A Baltimore judge this morning found the highest-ranking officer charged in Freddie Gray’s arrest and death not guilty on all counts, dealing a devastating blow to prosecutors, who have now tried four of the six officers initially indicted without winning a conviction.
Judge Barry G. Williams acquitted Lt. Brian Rice, 42, of manslaughter, reckless endangerment and misconduct in office after a week-long bench trial, finding that Rice didn’t commit a crime when he loaded Gray into a police transport van without seat-belting him. Gray suffered a fatal neck injury as he was being taken to a police station.
The verdict renews questions about whether the state should move forward with charges against the remaining officers or drop them altogether. Two of Rice’s co-defendants were recently acquitted, and a third is awaiting retrial after a jury deadlocked in his case in December. Another two officers are set to be tried in the coming months.
Police arrested Gray in West Baltimore the morning of April 12, 2015, after he ran from officers on bike patrol. Rice and other officers shackled his wrists and legs and put him in the prisoner compartment of a police van without restraining him. Prosecutors say he fell and struck his head. He died a week later.
Gray’s death became a flashpoint in an already roiling national debate over racial profiling and the deaths of black men in police custody. Peaceful demonstrations in Baltimore gave way to riots and looting in the days after the 25-year-old’s funeral, prompting officials to impose a citywide curfew and call in the National Guard to restore order. State’s Attorney Marilyn Mosby announced charges against the officers in a nationally televised news conference, saying she would seek justice for the city’s young people.
Rice’s trial played out against a backdrop of national tension and mourning over the recent police shootings of black men in Minnesota and Louisiana and the racially motivated shootings in Dallas that killed five police officers this month.
Prosecutors sought to show that Rice, as the senior officer on the scene, bore the responsibility for Gray’s death. They said he was well aware of department policy requiring officers to seat-belt all detainees but chose to ignore it. In closing arguments, prosecutor Janice Bledsoe said Rice’s actions were deliberate and that the lieutenant wanted to “punish and humiliate” Gray for resisting arrest.
Defense attorneys said Gray’s “belligerent” behavior that morning made it too dangerous for officers to climb into the van’s cramped prisoner compartment and seat-belt him. They said that a crowd of angry onlookers had surrounded the van and that officers rushed to leave the scene because they feared for their safety. Rice’s decisions were “100 percent reasonable” given the circumstances, his attorneys said.

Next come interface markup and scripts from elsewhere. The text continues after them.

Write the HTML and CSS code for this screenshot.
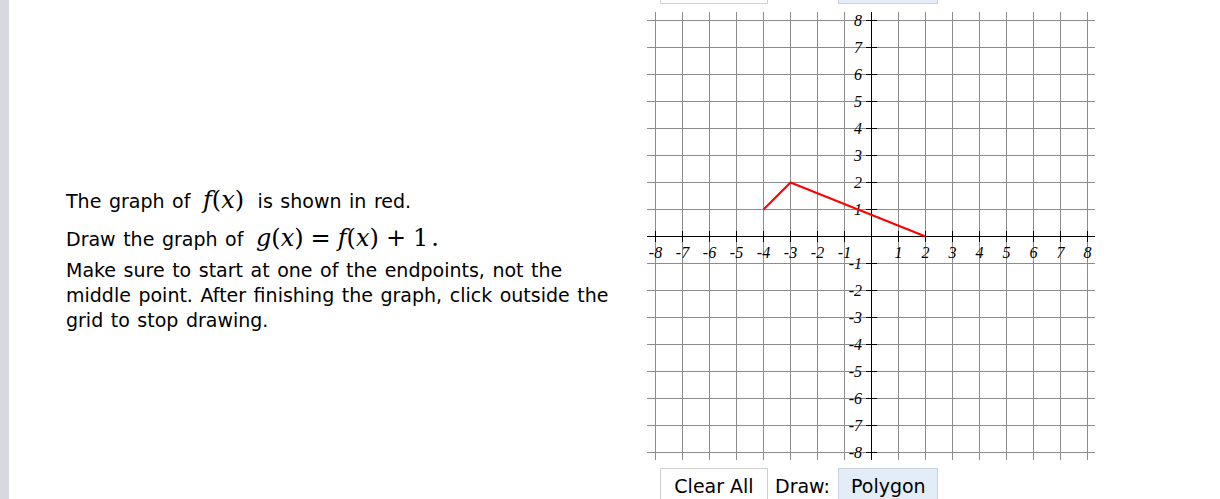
FILE: index.html
```html
<!DOCTYPE html>
<html lang="en">
<head>
  <meta charset="UTF-8" />
  <title>Graph transformation</title>
  <link rel="stylesheet" href="styles.css">
</head>
<body>
  <div class="page">
    <!-- bottom edge of the previous question's toolbar, scrolled out of view -->
    <div class="tools tools-prev">
      <div class="btn btn-clear"></div><span class="draw-label"></span><div class="btn btn-mode"></div>
    </div>

    <div class="question">
      <div class="prompt">
        <div class="line line-math">The graph of <span class="math"><i>f</i>(<i>x</i>)</span> is shown in red.</div>
        <div class="line line-math">Draw the graph of <span class="math math-end"><i>g</i>(<i>x</i>)<span class="op">=</span><i>f</i>(<i>x</i>)<span class="op">+</span>1<span class="dot">.</span></span></div>
        <div class="line">Make sure to start at one of the endpoints, not the middle point. After finishing the graph, click outside the grid to stop drawing.</div>
      </div>

      <div class="graph">
        <svg class="grid" width="448" height="448" viewBox="0 0 448 448">
          <!-- grid lines -->
          <path class="gridline" d="M8.5 0V448M35.5 0V448M62.5 0V448M89.5 0V448M116.5 0V448M143.5 0V448M170.5 0V448M197.5 0V448M251.5 0V448M278.5 0V448M305.5 0V448M332.5 0V448M359.5 0V448M386.5 0V448M413.5 0V448M440.5 0V448
            M0 8.5H448M0 35.5H448M0 62.5H448M0 89.5H448M0 116.5H448M0 143.5H448M0 170.5H448M0 197.5H448M0 251.5H448M0 278.5H448M0 305.5H448M0 332.5H448M0 359.5H448M0 386.5H448M0 413.5H448M0 440.5H448"/>
          <!-- axes and ticks -->
          <path class="axis" d="M0 224.5H448M224.5 0V448
            M8.5 219V230M35.5 219V230M62.5 219V230M89.5 219V230M116.5 219V230M143.5 219V230M170.5 219V230M197.5 219V230M251.5 219V230M278.5 219V230M305.5 219V230M332.5 219V230M359.5 219V230M386.5 219V230M413.5 219V230M440.5 219V230
            M219 8.5H230M219 35.5H230M219 62.5H230M219 89.5H230M219 116.5H230M219 143.5H230M219 170.5H230M219 197.5H230M219 251.5H230M219 278.5H230M219 305.5H230M219 332.5H230M219 359.5H230M219 386.5H230M219 413.5H230M219 440.5H230"/>
          <!-- x labels -->
          <g class="label label-x">
            <text x="8.5" y="246">-8</text>
            <text x="35.5" y="246">-7</text>
            <text x="62.5" y="246">-6</text>
            <text x="89.5" y="246">-5</text>
            <text x="116.5" y="246">-4</text>
            <text x="143.5" y="246">-3</text>
            <text x="170.5" y="246">-2</text>
            <text x="197.5" y="246">-1</text>
            <text x="251.5" y="246">1</text>
            <text x="278.5" y="246">2</text>
            <text x="305.5" y="246">3</text>
            <text x="332.5" y="246">4</text>
            <text x="359.5" y="246">5</text>
            <text x="386.5" y="246">6</text>
            <text x="413.5" y="246">7</text>
            <text x="440.5" y="246">8</text>
          </g>
          <!-- y labels -->
          <g class="label label-y">
            <text x="215" y="14">8</text>
            <text x="215" y="41">7</text>
            <text x="215" y="68">6</text>
            <text x="215" y="95">5</text>
            <text x="215" y="122">4</text>
            <text x="215" y="149">3</text>
            <text x="215" y="176">2</text>
            <text x="215" y="203">1</text>
            <text x="215" y="257">-1</text>
            <text x="215" y="284">-2</text>
            <text x="215" y="311">-3</text>
            <text x="215" y="338">-4</text>
            <text x="215" y="365">-5</text>
            <text x="215" y="392">-6</text>
            <text x="215" y="419">-7</text>
            <text x="215" y="446">-8</text>
          </g>
          <!-- f(x) -->
          <polyline class="curve" points="116.5,197.5 143.5,170.5 278.5,224.5"/>
        </svg>

        <div class="tools">
          <button class="btn btn-clear">Clear All</button><span class="draw-label">Draw:</span><button class="btn btn-mode">Polygon</button>
        </div>
      </div>
    </div>
  </div>
</body>
</html>
```

FILE: styles.css
```css
* { box-sizing: border-box; }
html, body { height: 100%; }
body {
  margin: 0; background: #fff; color: #000;
  font-family: "DejaVu Sans", Verdana, sans-serif;
  overflow: hidden;
}
.page {
  display: flow-root;
  height: 100%;
  border-left: 9px solid #e4e4ec;
  border-image: linear-gradient(to right, #d8d8e3, #efeff4) 1;
}

/* toolbar under each graph */
.tools {
  display: flex; align-items: center;
  padding-left: 13px; margin-top: 8px;
  font-size: 19px;
}
.tools-prev {
  margin-top: -31px; margin-left: 638px;
}
.btn {
  font: inherit; color: #000;
  height: 35px; padding: 0 12px;
  background: #fff; border: 1px solid #cfcfcf;
}
.btn-clear { width: 108px; }
.btn-mode {
  width: 100px;
  background: #e3edf7; border-color: #cad4de; padding: 0 12px;
}
.draw-label { width: 70px; padding-left: 7px; }

/* question row */
.question {
  display: flex; align-items: center;
  margin-top: 8px;
}
.prompt {
  width: 638px; padding: 0 24px 0 57px;
  font-size: 19px; line-height: 25px; word-spacing: 1.5px;
}
.line-math { line-height: 37px; }
.math {
  font-family: "DejaVu Serif", "Liberation Serif", serif;
  font-size: 24px; margin: 0 6px 0 5px; word-spacing: 0;
}
.math-end { margin-right: 0; }
.op { margin: 0 7px; }
.dot { margin-left: 3px; }

/* graph */
.graph { display: flex; flex-direction: column; }
.grid { display: block; }
.gridline { stroke: #8c8c8c; stroke-width: 1; fill: none; }
.axis { stroke: #000; stroke-width: 1; fill: none; }
.curve { stroke: #f00; stroke-width: 2; fill: none; }
.label {
  font-family: "Liberation Serif", "Times New Roman", serif;
  font-style: italic; font-size: 16px; fill: #000;
}
.label-x { text-anchor: middle; }
.label-y { text-anchor: end; }
```
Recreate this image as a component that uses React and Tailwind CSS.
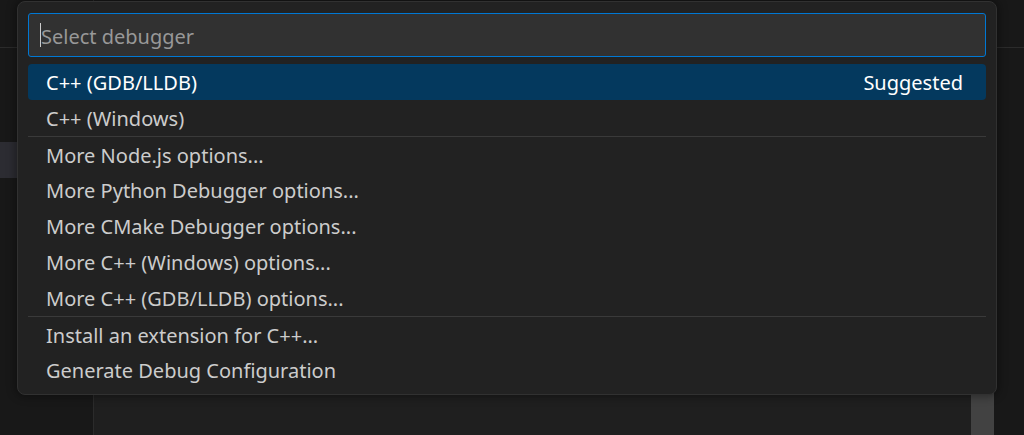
import React from 'react';

const groups = [
  [
    { label: 'C++ (GDB/LLDB)', hint: 'Suggested', active: true },
    { label: 'C++ (Windows)' },
  ],
  [
    { label: 'More Node.js options...' },
    { label: 'More Python Debugger options...' },
    { label: 'More CMake Debugger options...' },
    { label: 'More C++ (Windows) options...' },
    { label: 'More C++ (GDB/LLDB) options...' },
  ],
  [
    { label: 'Install an extension for C++...' },
    { label: 'Generate Debug Configuration' },
  ],
];

const font = { fontFamily: '"Noto Sans", "Open Sans", sans-serif' };

function Row({ item, first }) {
  return (
    <div
      className={`flex h-[36px] items-center justify-between rounded-[4px] pl-[18px] pr-[23px] ${
        item.active ? 'bg-[#04395e] text-white' : 'text-[#cccccc]'
      } ${first ? 'rounded-none border-t border-[#3a3a3a]' : ''}`}
    >
      <span className="pt-[2px]">{item.label}</span>
      {item.hint && <span className="pt-[2px]">{item.hint}</span>}
    </div>
  );
}

export default function App() {
  return (
    <div className="relative h-[435px] w-[1024px] overflow-hidden bg-[#1f1f1f]" style={font}>
      {/* workbench behind the picker */}
      <div className="flex h-full">
        <div className="flex w-[94px] flex-col border-r border-[#2b2b2b] bg-[#181818]">
          <div className="h-[48px] border-b border-[#2b2b2b]" />
          <div className="mt-[94px] h-[36px] bg-[#2c2c32]" />
        </div>
        <div className="flex flex-1 flex-col">
          <div className="h-[48px] border-b border-[#2b2b2b] bg-[#181818]" />
          <div className="flex flex-1">
            <div className="flex-1 bg-[#1f1f1f]" />
            <div className="w-[23px] bg-[#424242]" />
            <div className="w-[30px] bg-[#181818]" />
          </div>
        </div>
      </div>

      {/* quick pick */}
      <div className="absolute left-[17px] top-[1px] w-[980px] rounded-[8px] border border-[#313131] bg-[#222222] px-[10px] pb-[6px] pt-[11px] shadow-[0_0_8px_2px_rgba(0,0,0,0.36)]">
        <div className="flex h-[44px] items-center rounded-[3px] border-[1.5px] border-[#0078d4] bg-[#313131] pl-[11px]">
          <span className="h-[24px] w-px bg-[#cccccc]" />
          <span className="pt-[3px] text-[20px] text-[#989898]">Select debugger</span>
        </div>
        <div className="mt-[7px] text-[20px]">
          {groups.map((g, gi) => (
            <div key={gi}>
              {g.map((item, i) => (
                <Row key={item.label} item={item} first={gi > 0 && i === 0} />
              ))}
            </div>
          ))}
        </div>
      </div>
    </div>
  );
}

Nearly all of the 16 witnesses who testified had taken the stand in trials against other officers charged in the case.
Prosecutors suffered setbacks throughout the proceedings. Before the trial began, the judge hit the state with a discovery violation, saying prosecutors waited until the last minute to provide the defense with some 4,000 pages of documents related to Rice’s training that they planned to introduce as evidence. The documents have not been made public, so it is unclear how the state planned to use them against the lieutenant.
Rice went into the trial facing five charges, but just before op
ening statements, prosecutors dropped a misconduct charge related to Gray’s arrest without explanation. Later, after prosecutors rested their case, the judge dismissed a count of second-degree assault, saying there was not enough evidence to let it go forward. In the same ruling, the judge signaled that he was on the verge of tossing the reckless endangerment charge but said he was obligated at that stage to view it in the light most favorable to the state.
A gag order from the judge remains in effect, barring prosecutors and defense attorneys from speaking publicly about the case.
Last month, officer Caesar Goodson Jr. was acquitted on murder, manslaughter and other counts after an eight-day bench trial. Goodson, the van driver, faced the most serious charges in the case. In May, officer Edward M. Nero was acquitted of assault, reckless endangerment and misconduct in office, also after a bench trial. Officer William G. Porter is awaiting retrial in September after a jury was unable to reach a decision in December.
Officer Garret E. Miller’s trial is set for the end of July, and Sgt. Alicia D. White’s is set for October.